While the Trump Labor Board changed the standard in 2017, deciding that the better approach was to balance the interests of the employees and the interests of the employer, employers shouldn’t rely on this standard being in place much longer. That Labor Board said the critical factors were the impact the rule or policy would really have on NLRA-protected rights and the employer’s legitimate justification for needing such a rule or policy. The Labor Board determined that some rules would be facially valid because they would have little or no impact on protected rights when reasonably applied and the justification for such a rule was obvious. Other rules would be facially invalid where they would clearly have a negative impact on protected rights and the justification for such a rule was weak. Policies and rules falling in between those two groups would be individually scrutinized.

Change is Coming

This balancing approach has given employers a respite for the past four years. But all signs point to the fact that things are soon going to change. There are now strong indications that the current Labor Board will modify or overrule the decisions we saw the last several years relating to the standard to be applied in evaluating work rules and policies. And of course, these are the work rules and policies of non-union employers, most of whom do not spend much time thinking about the National Labor Relations Act. They are likely to be caught off guard.
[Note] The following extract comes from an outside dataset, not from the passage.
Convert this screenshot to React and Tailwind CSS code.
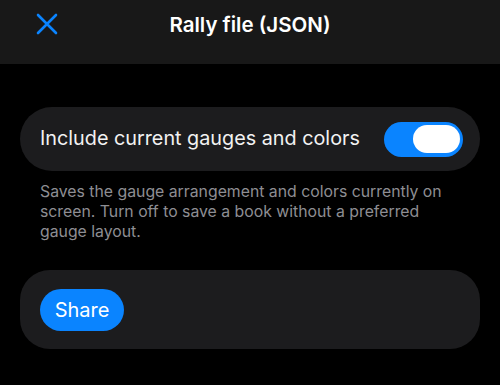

Looking back at cases decided by the Obama-era Board will offer some clue as to what we can expect:

  • “Do not discuss customer or employee information outside of work, including phone numbers and addresses” was found to be unlawful because of the ban on discussing employee contact information.
  • “Be respectful to the company, other employees, customers, partners, and competitors” was found to be unlawful because employees have the right to criticize supervisors and other managers and to protest their actions.
  • “Refrain from any action that would harm persons or property or cause damage to the Company’s business or reputation” was found to be unlawful because employees have the right to criticize their employer in public forums.
  • “Don’t make insulting, embarrassing, hurtful or abusive comments about other company employees online and avoid the use of offensive, derogatory, or prejudicial comments” was found to be unlawful because debate about unionization and other protected activity can be contentious and employees would understand this rule to limit their ability to honestly discuss such subjects.
  • “Do not make personal calls or send or receive texts while on duty” was found to be unlawful because the Board decided that employees would interpret the phrase “on duty” to include breaks and meal periods.

If these results seem a bit counter-intuitive, they should. The Board was expansive in its view of how an employee would reasonably understand these rules. Would an employee really understand the phrase “on duty” to include lunch? It seems doubtful. But that was the world we lived in back then and to quote the Carpenters, “It’s yesterday once more.”

What Should You Expect – and What Should You Do?

How long do we have before the Labor Board formally changes its approach to the handbooks and work rules of non-union employers? That is hard to predict with any precision. The previous was able to issue its balancing test less than a year after the White House changed hands. The current Board may not move as quickly, so we probably have about year before it has a chance to modify or overturn the current balancing approach.

What is an employer to do? First, remember these changes are all but certain to arrive – but are not yet here. You still have a right to promulgate and enforce rules in compliance with the balancing test instituted by the previous Board until you hear otherwise.

Second, it’s important to recognize that we don’t know precisely how the new Labor Board will deal with current standards, and the future may not precisely parallel the past. It is hard to discern exactly what will change and in what manner, so it may be imprudent to make any wholesale changes in anticipation of the coming changes.

That being said, if you are in the process of updating your handbook, you may want to write it to meet the previous standards – unless you want to run the risk of facing an unfair labor practice charge and be the test case that serves to overrule current standards. However, if you have recently updated your handbook, you may choose to wait until the Board issues a decision on the matter before making any sweeping policy changes.

DISCLAIMER: Because of the generality of this update, the information provided herein may not be applicable in all situations and should not be acted upon without specific legal advice based on particular situations.